Even when a character is facing away from the viewer and only a narrow part of the side of the face is visible, facial expressions are still apparent, especially a sneaky smile that crawls up the cheek and almost reaches the ear. Real flesh-and-blood humans are anatomically incapable of this, but drawn characters suffer no such limitations.
Can be used to hide a Psychotic Smirk.
- Early in Inuyasha, Sesshomaru smiles like this... and the smile keeps going, becoming a fanged muzzle as Sesshomaru takes on his true dog-demon form.
- Haruko in FLCL does this a lot.
- Kamon as well.
- The OVA version of Hellsing does this a lot with the "face splitting smiles" of the original manga.
- Many characters in Shin Chan do this, though Shin and Hima do it the most.
- Nausicaa of the Valley of the Wind. Kurotowa seems to have one perpetually plastered on his face. Ironically, Chris Sarandon seems to share that trait.
- Lust does this early on in the Fullmetal Alchemist manga.

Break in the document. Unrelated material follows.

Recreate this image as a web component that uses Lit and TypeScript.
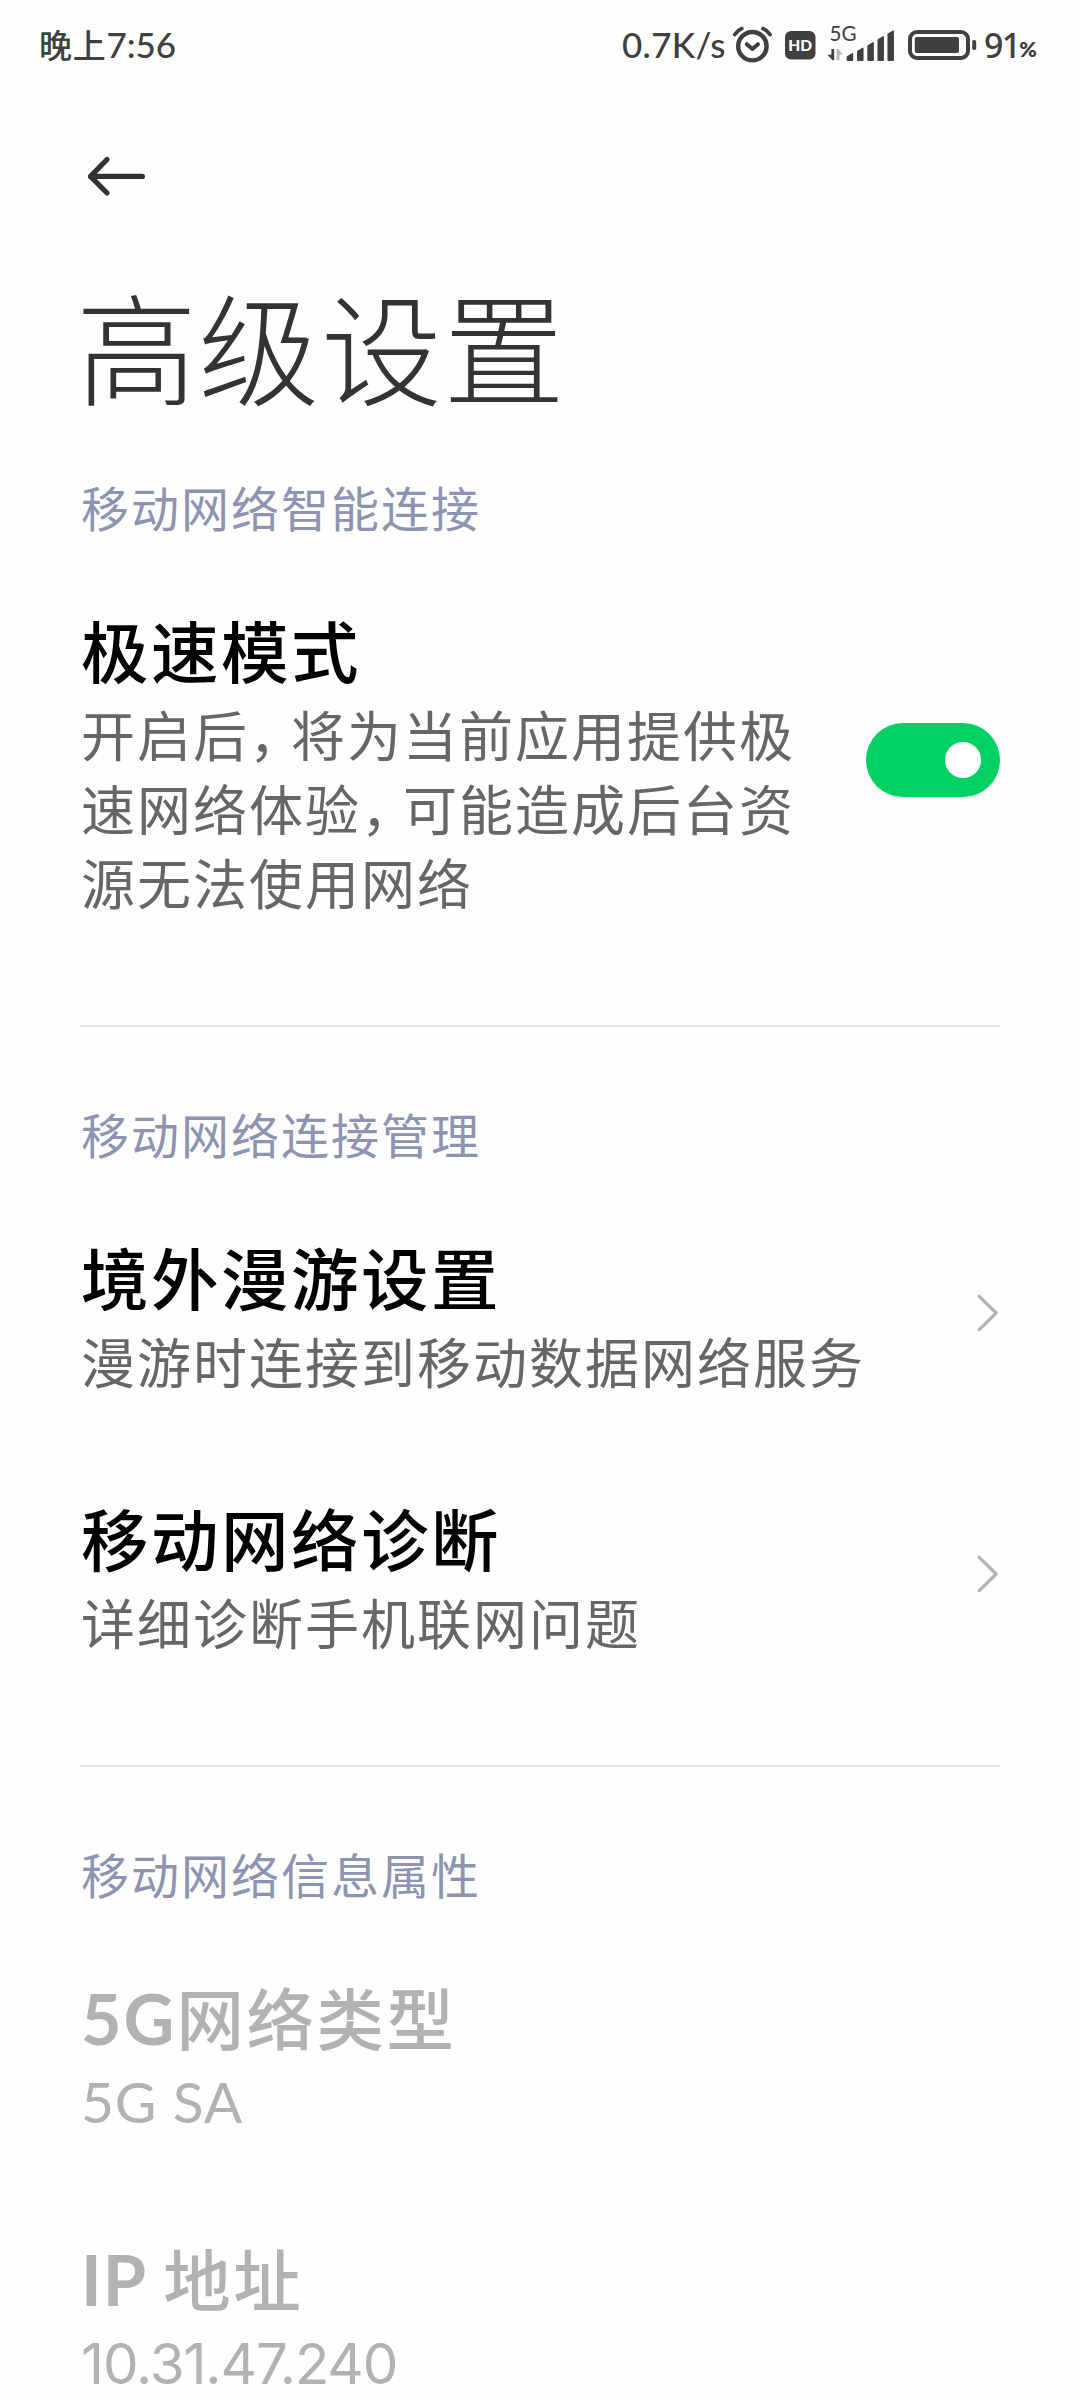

Combined with Psychotic Smirk.
- Plenty of characters in Soul Eater get this, particularly Soul himself when the little demon gets in on the action.
- It may not come as much of a surprise that both Kamina and Simon get in on this in the course of Tengen Toppa Gurren Lagann, most notably in the first time each of them gains their respective mecha.

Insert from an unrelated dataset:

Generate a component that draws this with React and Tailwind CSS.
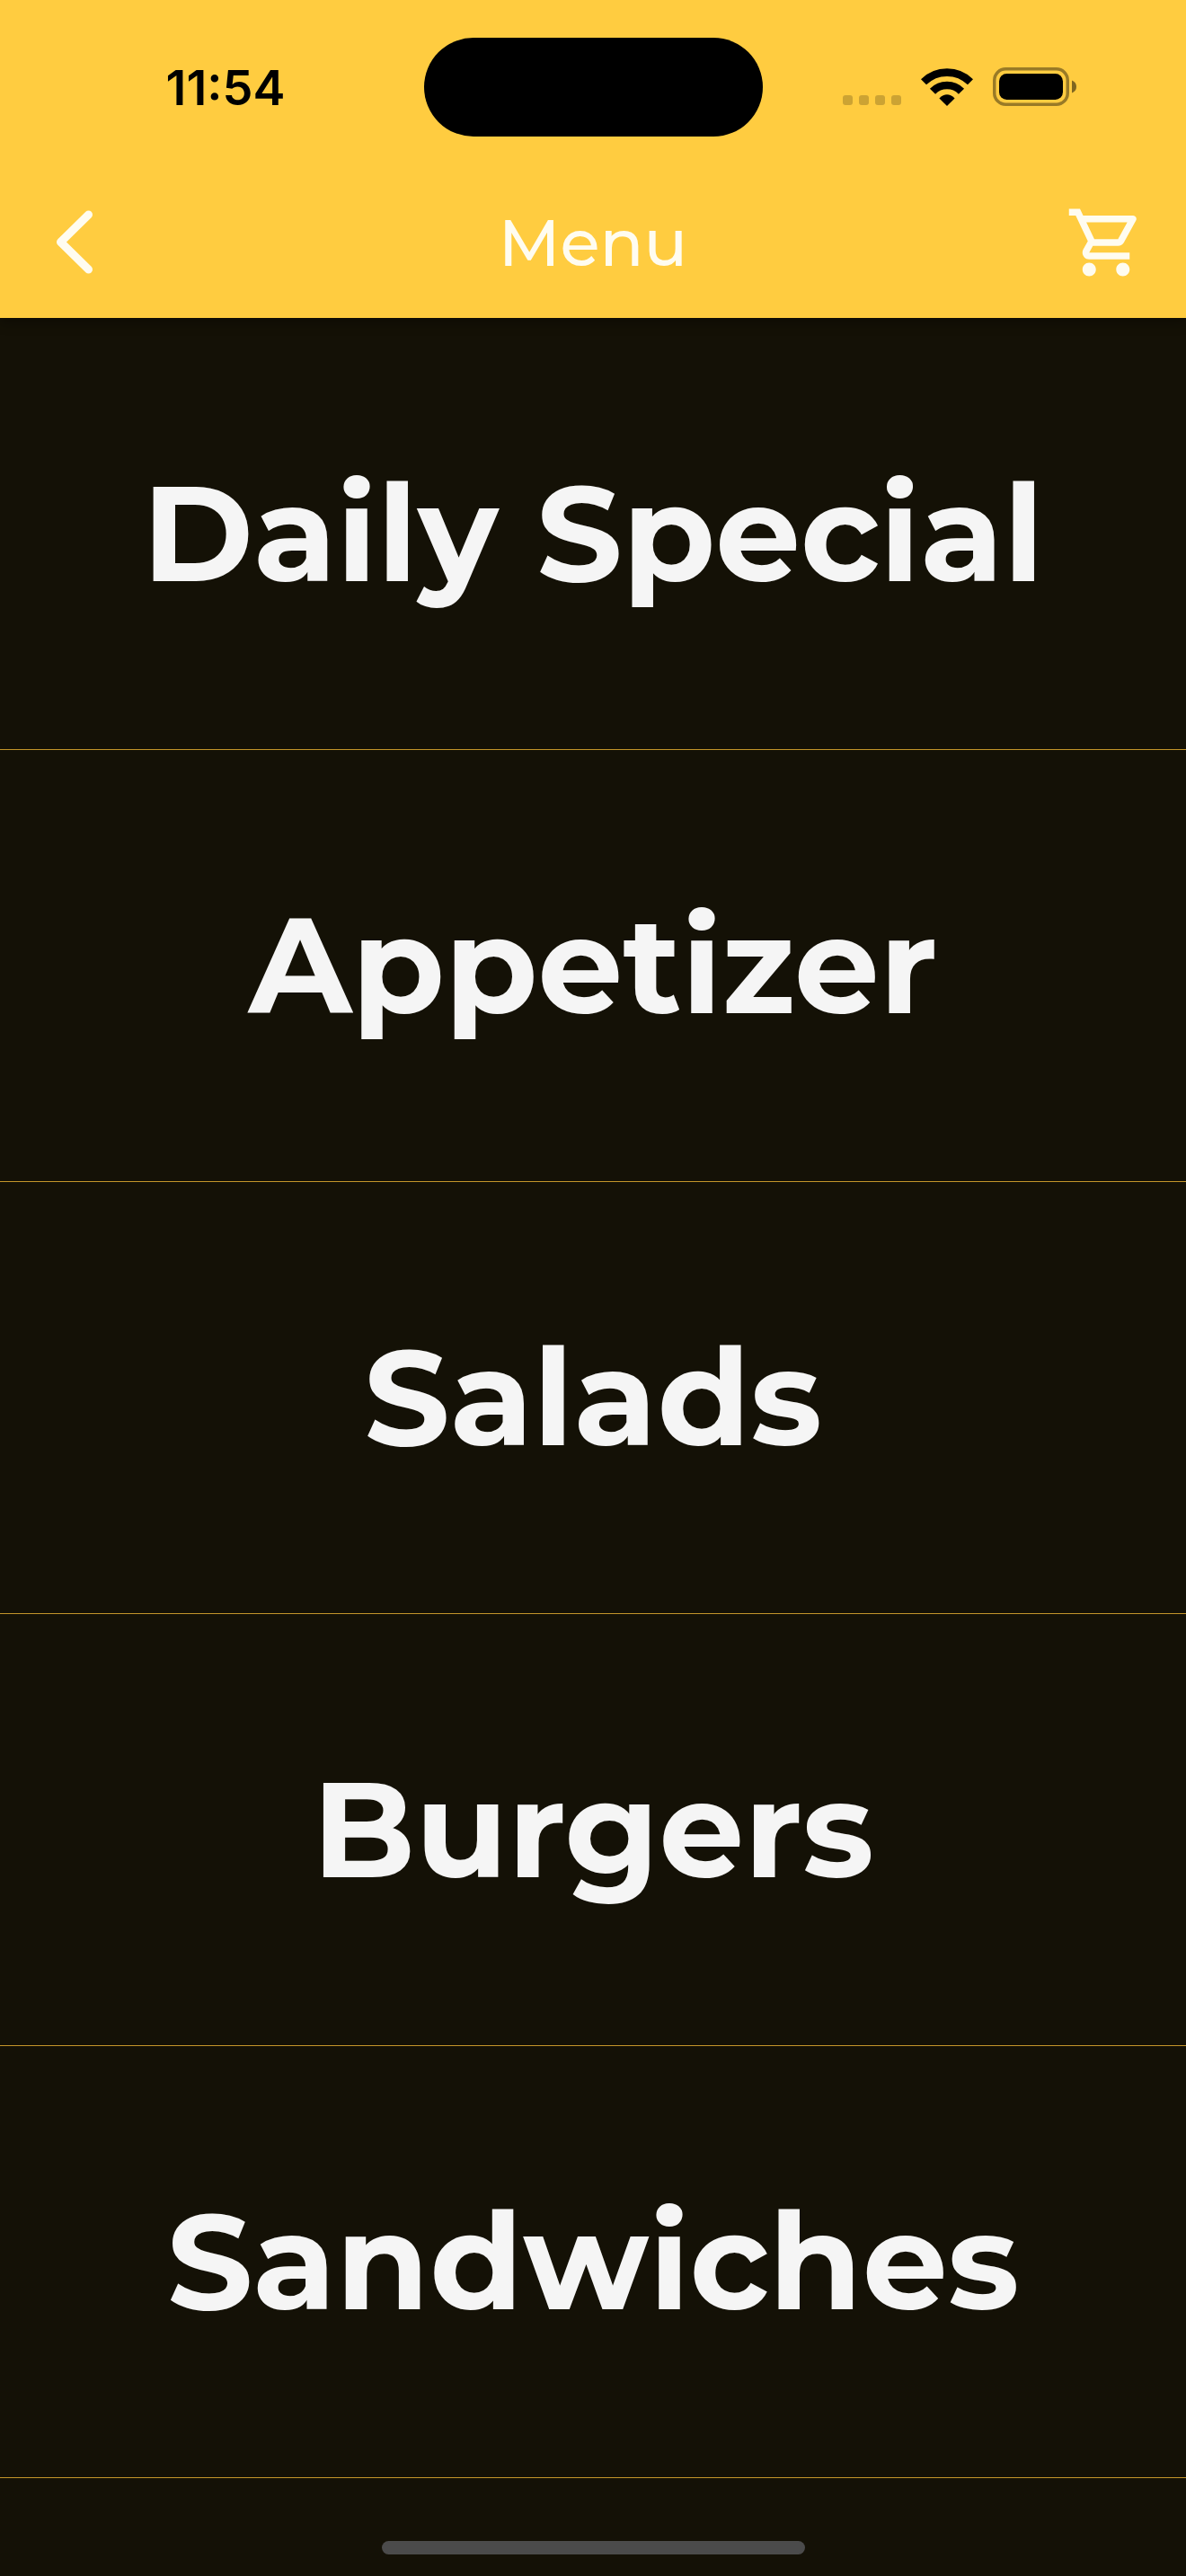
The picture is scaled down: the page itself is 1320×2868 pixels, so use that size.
import { useState } from "react";
import { MdOutlineShoppingCart } from "react-icons/md";

const categories = ["Daily Special", "Appetizer", "Salads", "Burgers", "Sandwiches"];

const SignalDots = () => (
    <div className="flex gap-[7px] pt-[30px]" aria-hidden="true">
        {[0, 1, 2, 3].map((dot) => (
            <span key={dot} className="size-[11px] rounded-[3px] bg-black/20" />
        ))}
    </div>
);

const WifiIcon = () => (
    <svg width="58" height="42" viewBox="0 0 58 42" fill="none" aria-hidden="true">
        <path d="M3 15.3A37 37 0 0 1 55 15.3" stroke="#000" strokeWidth="8.6" />
        <path d="M13 25.7A22.5 22.5 0 0 1 45 25.7" stroke="#000" strokeWidth="8.6" />
        <path d="M29 42 20.4 33.4Q29 25 37.6 33.4Z" fill="#000" />
    </svg>
);

const BatteryIcon = () => (
    <svg width="93" height="43" viewBox="0 0 93 43" aria-hidden="true">
        <rect x="1.75" y="1.75" width="81.5" height="39.5" rx="12.5" fill="none" stroke="#000" strokeOpacity="0.4" strokeWidth="3.5" />
        <rect x="7" y="7" width="71" height="29" rx="8.5" />
        <path d="M88 14.5Q93 16.5 93 21.5T88 28.5Z" fillOpacity="0.5" />
    </svg>
);

const StatusBar = () => (
    <div className="grid h-[177px] grid-cols-3 items-start">
        <div className="flex justify-center pt-[68px] pl-[62px] font-[Inter,sans-serif] text-[54px] leading-[60px] font-semibold text-black">
            11:54
        </div>
        <div className="mt-[42px] h-[110px] w-[377px] justify-self-center rounded-full bg-black" />
        <div className="flex items-center justify-end pt-[75px] pr-[122px]">
            <SignalDots />
            <div className="ml-[22px]">
                <WifiIcon />
            </div>
            <div className="ml-[22px]">
                <BatteryIcon />
            </div>
        </div>
    </div>
);

const Header = () => (
    <header className="relative bg-[#ffcc40] shadow-[0_6px_12px_rgba(0,0,0,0.3)]">
        <StatusBar />
        <nav className="flex h-[177px] items-center justify-between px-11 pt-2 text-[#fffcf0]">
            <button className="w-[90px] pl-[18px]" aria-label="Back">
                <svg width="42" height="71" viewBox="0 0 42 71" fill="none">
                    <path d="M36.5 5 5.5 35.5 36.5 66" stroke="currentColor" strokeWidth="9" strokeLinecap="round" strokeLinejoin="round" />
                </svg>
            </button>
            <h1 className="text-[72px] leading-[90px] font-medium">Menu</h1>
            <button className="flex w-[90px] justify-end" aria-label="Cart">
                <MdOutlineShoppingCart size={90} />
            </button>
        </nav>
    </header>
);

const App = () => {
    const [selected, setSelected] = useState(null);

    return (
        <div className="flex min-h-screen flex-col bg-[#141106] font-[Montserrat,Inter,sans-serif]">
            <Header />
            <main className="flex-1">
                <ul>
                    {categories.map((category) => (
                        <li key={category} className="border-b border-[#c4952a]">
                            <button
                                onClick={() => setSelected(category)}
                                aria-pressed={selected === category}
                                className="h-[480px] w-full text-center text-[150px] leading-[180px] font-bold text-[#f5f5f5]"
                            >
                                {category}
                            </button>
                        </li>
                    ))}
                </ul>
            </main>
            <div className="mx-auto mb-6 h-[15px] w-[471px] rounded-full bg-[#4b4b4b]" />
        </div>
    );
};

export default App;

- The semi-animated opening credits to the 1960s TV series Batman.
- The cover of the Rolling Stones spinoff album Jamming With Edward (yes, that's where Cowboy Bebop got one of its episode titles from) features a cartoon strip by Nicky Hopkins, in which a sideways smile literally splits a character's face in two causing the top of his head to fall off.
- Toph in Avatar: The Last Airbender uses this whenever she's about to do something impressive.
- As a result of this, Sonic the Hedgehog's mouth is on one side of his face.